Il y a Sylvie qui a « le type même d’une fille sans type ». Les combines foireuses d’Akim, « Y faut qu’on se fasse le paquet épais qui tient pas dans la poche(…). Avec de l’argent, on présente mieux tout de suite (…) et tout s’ouvre après, ton banquier change de cravate pour te recevoir, le monde s’ouvre, les yeux des filles s’ouvrent ». Et le désespoir d’une boulimique suicidaire « je pourrais m’allonger tranquille, étendre mes grosses jambes, me mettre sur le côté, je ferais comme une femme fatiguée, je ferais et je mangerais des tablettes et des tablettes de petites pastilles de toutes les couleurs, bleues, je fermerais les yeux et j’oublierais comment je m’appelle et comment j’étais tout en fermant les yeux et je mourirais, donc, je mourirais ».
S’il y a parfois des suites, des personnages qui se croisent, il n’y a pas ici d’ordre de montage. Chaque texte est à prendre séparément comme des morceaux d’improvisation, des exercices d’école. « C’est un matériau à jouer, des confrontations pour les acteurs, à se dire, à se balancer contre le mur, sans fleurs, ni fards (…). Chaque texte apporte sa propre fin. On pourrait les mélanger comme un jeu de cartes », prévient l’auteur en préambule.
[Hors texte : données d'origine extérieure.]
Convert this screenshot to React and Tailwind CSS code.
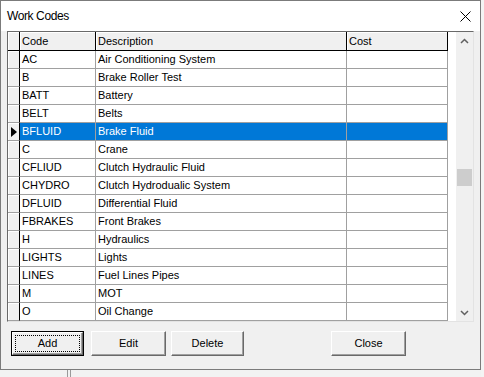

Naïve et poétique, tendre et drôle, vulgaire aussi, la langue de Xavier Durringer est celle de la rue, du quotidien, comme saisie dans son expression la plus spontanée dans des lieux publics ou griffonnée dans un petit carnet de notes, sur le coin d’une table de café. Du langage brut, une « poésie de la rue » mais sans artifices, sans effets de mode. Un indéfectible accent Paris-banlieue, attrapé sans doute alors qu’il roulait sa bosse d’acteur, il y a près de quinze ans, dans les bistrots de quartiers, les boîtes de nuit et les salles des fêtes. On n’imagine d’ailleurs pas de meilleurs endroits pour l’y loger. Tant il semble bien que le théâtre de ce jeune écrivain et metteur en scène de 33 ans réside là, dans ce pathétique du banal, dans ces petites souffrances ordinaires et dérisoires, ces questions sans réponses qui n’en finissent pas de se répéter, de lanciner. Des petits riens en somme, qui touchent au moment où on s’y attend le moins. Et qui finalement sont beaucoup tant ils fourmillent d’humanité.
Maïa Bouteillet
Chroniques des jours entiers, des nuits entières
Xavier Durringer
Editions Théâtrales
75 pages, 84 FF
Théâtre fragments de la déprime ordinaire
septembre 1996 | Le Matricule des Anges n°17
| par
Maïa Bouteillet
Présentées en Avignon cet été, avec trois autres pièces, les Chroniques… de Xavier Durringer confirment la singularité d’un jeune auteur.
Un livre
fragments de la déprime ordinaire
Par
Maïa Bouteillet
Le Matricule des Anges n°17
, septembre 1996.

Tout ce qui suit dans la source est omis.